▶ _Goal of the exercise_:
Pictures within the data are to be left out; everything else must be reproduced exactly.
* begin *
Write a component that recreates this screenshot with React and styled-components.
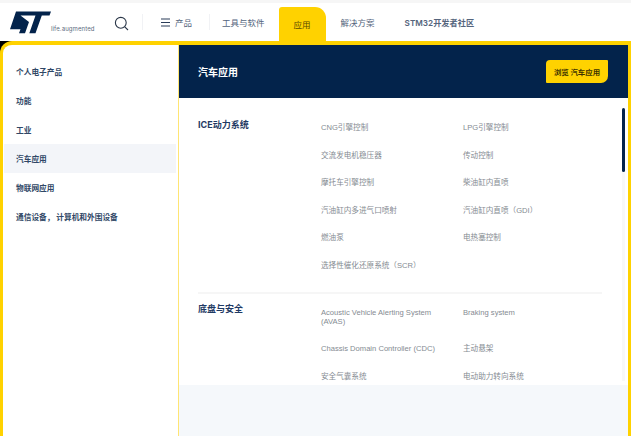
import React from 'react'
import styled, { createGlobalStyle } from 'styled-components'

const FONT = '"Inter", "Liberation Sans", "Noto Sans CJK SC", sans-serif'
const LINK_FONT = '"Liberation Sans", "Noto Sans CJK SC", sans-serif'

const GlobalStyle = createGlobalStyle`
  html, body {
    margin: 0;
    height: 100%;
    overflow: hidden;
    background: #fff;
    font-family: ${FONT};
  }
`

const Page = styled.div`
  width: 631px;
  height: 436px;
  display: flex;
  flex-direction: column;
  background: #000;
`

const TopBar = styled.header`
  height: 41px;
  box-sizing: border-box;
  border-top: 3px solid #f6f6f6;
  background: #fff;
  display: flex;
  align-items: stretch;
`

const Brand = styled.div`
  width: 142px;
  box-sizing: border-box;
  padding-left: 10px;
  display: flex;
  align-items: center;
`

const Tagline = styled.span`
  font-size: 6px;
  color: #5d6b80;
  margin: 13px 0 0 0;
  width: 44px;
  letter-spacing: 0.1px;
  white-space: nowrap;
`

const SearchBtn = styled.span`
  margin: 3px 0 0 19px;
  display: flex;
  color: #2a3648;
`

const Nav = styled.nav`
  display: flex;
  align-items: stretch;
`

const NavItem = styled.div`
  display: flex;
  align-items: center;
  gap: 5px;
  font-size: ${p => (p.$bold ? '8.2px' : '8.5px')};
  color: ${p => (p.$active ? '#5b4a00' : '#54647c')};
  background: ${p => (p.$active ? '#ffd200' : 'transparent')};
  margin-top: ${p => (p.$active ? '4px' : '0')};
  border-radius: ${p => (p.$active ? '3px 11px 0 0' : '0')};
  padding: ${p => p.$pad};
  font-weight: ${p => (p.$bold ? 600 : 400)};
  white-space: nowrap;
`

const NavDivider = styled.span`
  width: 1px;
  height: 16px;
  align-self: center;
  background: #f1f2f5;
`

const Panel = styled.div`
  flex: 1;
  min-height: 0;
  display: flex;
  box-sizing: border-box;
  background: #fff;
  border: 3px solid #ffd200;
  border-top-width: 4px;
  border-bottom: 0;
  border-radius: 12px 0 0 0;
`

const Side = styled.aside`
  width: 176px;
  flex-shrink: 0;
  box-sizing: border-box;
  padding: 12px 2px 0 1px;
  border-right: 1px solid #ffe574;
`

const SideItem = styled.div`
  height: 29px;
  box-sizing: border-box;
  padding-left: 12px;
  display: flex;
  align-items: center;
  font-size: 7.7px;
  font-weight: 700;
  color: #304766;
  background: ${p => (p.$active ? '#f3f5f9' : 'transparent')};
`

const Main = styled.main`
  flex: 1;
  min-width: 0;
  display: flex;
  flex-direction: column;
`

const Banner = styled.div`
  height: 53px;
  flex-shrink: 0;
  box-sizing: border-box;
  background: #03234b;
  display: flex;
  align-items: center;
  justify-content: space-between;
  padding: 0 20px 0 19px;
`

const BannerTitle = styled.h2`
  margin: 0;
  font-size: 10px;
  font-weight: 700;
  color: #fff;
`

const BrowseBtn = styled.button`
  height: 23px;
  width: 62px;
  padding: 0;
  border: 0;
  background: #ffd200;
  color: #3d3300;
  font-family: ${FONT};
  font-size: 7.4px;
  font-weight: 700;
  border-radius: 4px 1px 7px 1px;
  white-space: nowrap;
`

const Scroller = styled.div`
  height: 287px;
  flex-shrink: 0;
  overflow: hidden;
  position: relative;
  box-sizing: border-box;
  padding: 0 26px 0 19px;
`

const Track = styled.div`
  position: absolute;
  top: 10px;
  bottom: 4px;
  right: 3px;
  width: 3px;
  background: #f8f8f8;
`

const Thumb = styled.div`
  height: 64px;
  border-radius: 2px;
  background: #03234b;
`

const Section = styled.section`
  display: flex;
  padding: ${p => p.$pad};
  border-bottom: ${p => (p.$last ? '0' : '2px solid #f6f6f6')};
`

const SectionTitle = styled.h3`
  margin: ${p => p.$offset} 0 0;
  width: 123px;
  flex-shrink: 0;
  font-size: 9px;
  line-height: 12px;
  font-weight: 700;
  color: #1f3a64;
`

const LinkGrid = styled.div`
  display: grid;
  grid-template-columns: 142px 120px;
  row-gap: 17.5px;
  align-items: start;
`

const LinkItem = styled.a`
  font-family: ${LINK_FONT};
  font-size: 7.6px;
  line-height: 9.5px;
  color: #858b92;
  min-height: 10px;
  padding-right: 18px;
`

const Footer = styled.div`
  flex: 1;
  background: #f5f8fb;
`

const LogoMark = styled.svg`
  flex-shrink: 0;
  margin-right: -1px;
`

const Logo = () => (
  <LogoMark width="42" height="23" viewBox="0 0 42 23" fill="#03234b">
    <path d="M6 0.5H41L39.5 4.5H31.8L25.5 22.3H19.3L25.5 4.5H10.5L19 11L15 22.3H9L10.5 18.3H0Z" />
  </LogoMark>
)

const SearchIcon = () => (
  <svg width="15" height="15" viewBox="0 0 15 15" fill="none" stroke="currentColor" strokeWidth="1.1">
    <circle cx="6.8" cy="6.8" r="5.4" />
    <path d="M10.8 10.8L14 14" />
  </svg>
)

const MenuIcon = () => (
  <svg width="9" height="9" viewBox="0 0 9 9" stroke="#2a3c58" strokeWidth="1.2">
    <path d="M0 1H9M0 4.5H9M0 8H9" />
  </svg>
)

const sideItems = ['个人电子产品', '功能', '工业', '汽车应用', '物联网应用', '通信设备， 计算机和外围设备']

const iceLinks = [
  'CNG引擎控制', 'LPG引擎控制',
  '交流发电机稳压器', '传动控制',
  '摩托车引擎控制', '柴油缸内直喷',
  '汽油缸内多进气口喷射', '汽油缸内直喷（GDI）',
  '燃油泵', '电热塞控制',
  '选择性催化还原系统（SCR）',
]

const chassisLinks = [
  'Acoustic Vehicle Alerting System (AVAS)', 'Braking system',
  'Chassis Domain Controller (CDC)', '主动悬架',
  '安全气囊系统', '电动助力转向系统',
]

export default function App() {
  return (
    <Page>
      <GlobalStyle />
      <TopBar>
        <Brand>
          <Logo />
          <Tagline>life.augmented</Tagline>
          <SearchBtn><SearchIcon /></SearchBtn>
        </Brand>
        <Nav>
          <NavDivider />
          <NavItem $pad="0 17px 0 18px"><MenuIcon />产品</NavItem>
          <NavDivider />
          <NavItem $pad="0 14px 0 12px">工具与软件</NavItem>
          <NavItem $active $pad="0 15px">应用</NavItem>
          <NavItem $pad="0 30px 0 15px">解决方案</NavItem>
          <NavItem $bold>STM32开发者社区</NavItem>
        </Nav>
      </TopBar>
      <Panel>
        <Side>
          {sideItems.map(item => (
            <SideItem key={item} $active={item === '汽车应用'}>{item}</SideItem>
          ))}
        </Side>
        <Main>
          <Banner>
            <BannerTitle>汽车应用</BannerTitle>
            <BrowseBtn>浏览 汽车应用</BrowseBtn>
          </Banner>
          <Scroller>
            <Track><Thumb /></Track>
            <Section $pad="25px 0 21px">
              <SectionTitle $offset="-4px">ICE动力系统</SectionTitle>
              <LinkGrid>
                {iceLinks.map(l => <LinkItem key={l}>{l}</LinkItem>)}
              </LinkGrid>
            </Section>
            <Section $last $pad="14px 0 0">
              <SectionTitle $offset="-5px">底盘与安全</SectionTitle>
              <LinkGrid>
                {chassisLinks.map(l => <LinkItem key={l}>{l}</LinkItem>)}
              </LinkGrid>
            </Section>
          </Scroller>
          <Footer />
        </Main>
      </Panel>
    </Page>
  )
}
* end *
▶ _Task solution_:
Write a component that recreates this screenshot with React and styled-components.
import React from 'react'
import styled, { createGlobalStyle } from 'styled-components'

const FONT = '"Inter", "Liberation Sans", "Noto Sans CJK SC", sans-serif'
const LINK_FONT = '"Liberation Sans", "Noto Sans CJK SC", sans-serif'

const GlobalStyle = createGlobalStyle`
  html, body {
    margin: 0;
    height: 100%;
    overflow: hidden;
    background: #fff;
    font-family: ${FONT};
  }
`

const Page = styled.div`
  width: 631px;
  height: 436px;
  display: flex;
  flex-direction: column;
  background: #000;
`

const TopBar = styled.header`
  height: 41px;
  box-sizing: border-box;
  border-top: 3px solid #f6f6f6;
  background: #fff;
  display: flex;
  align-items: stretch;
`

const Brand = styled.div`
  width: 142px;
  box-sizing: border-box;
  padding-left: 10px;
  display: flex;
  align-items: center;
`

const Tagline = styled.span`
  font-size: 6px;
  color: #5d6b80;
  margin: 13px 0 0 0;
  width: 44px;
  letter-spacing: 0.1px;
  white-space: nowrap;
`

const SearchBtn = styled.span`
  margin: 3px 0 0 19px;
  display: flex;
  color: #2a3648;
`

const Nav = styled.nav`
  display: flex;
  align-items: stretch;
`

const NavItem = styled.div`
  display: flex;
  align-items: center;
  gap: 5px;
  font-size: ${p => (p.$bold ? '8.2px' : '8.5px')};
  color: ${p => (p.$active ? '#5b4a00' : '#54647c')};
  background: ${p => (p.$active ? '#ffd200' : 'transparent')};
  margin-top: ${p => (p.$active ? '4px' : '0')};
  border-radius: ${p => (p.$active ? '3px 11px 0 0' : '0')};
  padding: ${p => p.$pad};
  font-weight: ${p => (p.$bold ? 600 : 400)};
  white-space: nowrap;
`

const NavDivider = styled.span`
  width: 1px;
  height: 16px;
  align-self: center;
  background: #f1f2f5;
`

const Panel = styled.div`
  flex: 1;
  min-height: 0;
  display: flex;
  box-sizing: border-box;
  background: #fff;
  border: 3px solid #ffd200;
  border-top-width: 4px;
  border-bottom: 0;
  border-radius: 12px 0 0 0;
`

const Side = styled.aside`
  width: 176px;
  flex-shrink: 0;
  box-sizing: border-box;
  padding: 12px 2px 0 1px;
  border-right: 1px solid #ffe574;
`

const SideItem = styled.div`
  height: 29px;
  box-sizing: border-box;
  padding-left: 12px;
  display: flex;
  align-items: center;
  font-size: 7.7px;
  font-weight: 700;
  color: #304766;
  background: ${p => (p.$active ? '#f3f5f9' : 'transparent')};
`

const Main = styled.main`
  flex: 1;
  min-width: 0;
  display: flex;
  flex-direction: column;
`

const Banner = styled.div`
  height: 53px;
  flex-shrink: 0;
  box-sizing: border-box;
  background: #03234b;
  display: flex;
  align-items: center;
  justify-content: space-between;
  padding: 0 20px 0 19px;
`

const BannerTitle = styled.h2`
  margin: 0;
  font-size: 10px;
  font-weight: 700;
  color: #fff;
`

const BrowseBtn = styled.button`
  height: 23px;
  width: 62px;
  padding: 0;
  border: 0;
  background: #ffd200;
  color: #3d3300;
  font-family: ${FONT};
  font-size: 7.4px;
  font-weight: 700;
  border-radius: 4px 1px 7px 1px;
  white-space: nowrap;
`

const Scroller = styled.div`
  height: 287px;
  flex-shrink: 0;
  overflow: hidden;
  position: relative;
  box-sizing: border-box;
  padding: 0 26px 0 19px;
`

const Track = styled.div`
  position: absolute;
  top: 10px;
  bottom: 4px;
  right: 3px;
  width: 3px;
  background: #f8f8f8;
`

const Thumb = styled.div`
  height: 64px;
  border-radius: 2px;
  background: #03234b;
`

const Section = styled.section`
  display: flex;
  padding: ${p => p.$pad};
  border-bottom: ${p => (p.$last ? '0' : '2px solid #f6f6f6')};
`

const SectionTitle = styled.h3`
  margin: ${p => p.$offset} 0 0;
  width: 123px;
  flex-shrink: 0;
  font-size: 9px;
  line-height: 12px;
  font-weight: 700;
  color: #1f3a64;
`

const LinkGrid = styled.div`
  display: grid;
  grid-template-columns: 142px 120px;
  row-gap: 17.5px;
  align-items: start;
`

const LinkItem = styled.a`
  font-family: ${LINK_FONT};
  font-size: 7.6px;
  line-height: 9.5px;
  color: #858b92;
  min-height: 10px;
  padding-right: 18px;
`

const Footer = styled.div`
  flex: 1;
  background: #f5f8fb;
`

const LogoMark = styled.svg`
  flex-shrink: 0;
  margin-right: -1px;
`

const Logo = () => (
  <LogoMark width="42" height="23" viewBox="0 0 42 23" fill="#03234b">
    <path d="M6 0.5H41L39.5 4.5H31.8L25.5 22.3H19.3L25.5 4.5H10.5L19 11L15 22.3H9L10.5 18.3H0Z" />
  </LogoMark>
)

const SearchIcon = () => (
  <svg width="15" height="15" viewBox="0 0 15 15" fill="none" stroke="currentColor" strokeWidth="1.1">
    <circle cx="6.8" cy="6.8" r="5.4" />
    <path d="M10.8 10.8L14 14" />
  </svg>
)

const MenuIcon = () => (
  <svg width="9" height="9" viewBox="0 0 9 9" stroke="#2a3c58" strokeWidth="1.2">
    <path d="M0 1H9M0 4.5H9M0 8H9" />
  </svg>
)

const sideItems = ['个人电子产品', '功能', '工业', '汽车应用', '物联网应用', '通信设备， 计算机和外围设备']

const iceLinks = [
  'CNG引擎控制', 'LPG引擎控制',
  '交流发电机稳压器', '传动控制',
  '摩托车引擎控制', '柴油缸内直喷',
  '汽油缸内多进气口喷射', '汽油缸内直喷（GDI）',
  '燃油泵', '电热塞控制',
  '选择性催化还原系统（SCR）',
]

const chassisLinks = [
  'Acoustic Vehicle Alerting System (AVAS)', 'Braking system',
  'Chassis Domain Controller (CDC)', '主动悬架',
  '安全气囊系统', '电动助力转向系统',
]

export default function App() {
  return (
    <Page>
      <GlobalStyle />
      <TopBar>
        <Brand>
          <Logo />
          <Tagline>life.augmented</Tagline>
          <SearchBtn><SearchIcon /></SearchBtn>
        </Brand>
        <Nav>
          <NavDivider />
          <NavItem $pad="0 17px 0 18px"><MenuIcon />产品</NavItem>
          <NavDivider />
          <NavItem $pad="0 14px 0 12px">工具与软件</NavItem>
          <NavItem $active $pad="0 15px">应用</NavItem>
          <NavItem $pad="0 30px 0 15px">解决方案</NavItem>
          <NavItem $bold>STM32开发者社区</NavItem>
        </Nav>
      </TopBar>
      <Panel>
        <Side>
          {sideItems.map(item => (
            <SideItem key={item} $active={item === '汽车应用'}>{item}</SideItem>
          ))}
        </Side>
        <Main>
          <Banner>
            <BannerTitle>汽车应用</BannerTitle>
            <BrowseBtn>浏览 汽车应用</BrowseBtn>
          </Banner>
          <Scroller>
            <Track><Thumb /></Track>
            <Section $pad="25px 0 21px">
              <SectionTitle $offset="-4px">ICE动力系统</SectionTitle>
              <LinkGrid>
                {iceLinks.map(l => <LinkItem key={l}>{l}</LinkItem>)}
              </LinkGrid>
            </Section>
            <Section $last $pad="14px 0 0">
              <SectionTitle $offset="-5px">底盘与安全</SectionTitle>
              <LinkGrid>
                {chassisLinks.map(l => <LinkItem key={l}>{l}</LinkItem>)}
              </LinkGrid>
            </Section>
          </Scroller>
          <Footer />
        </Main>
      </Panel>
    </Page>
  )
}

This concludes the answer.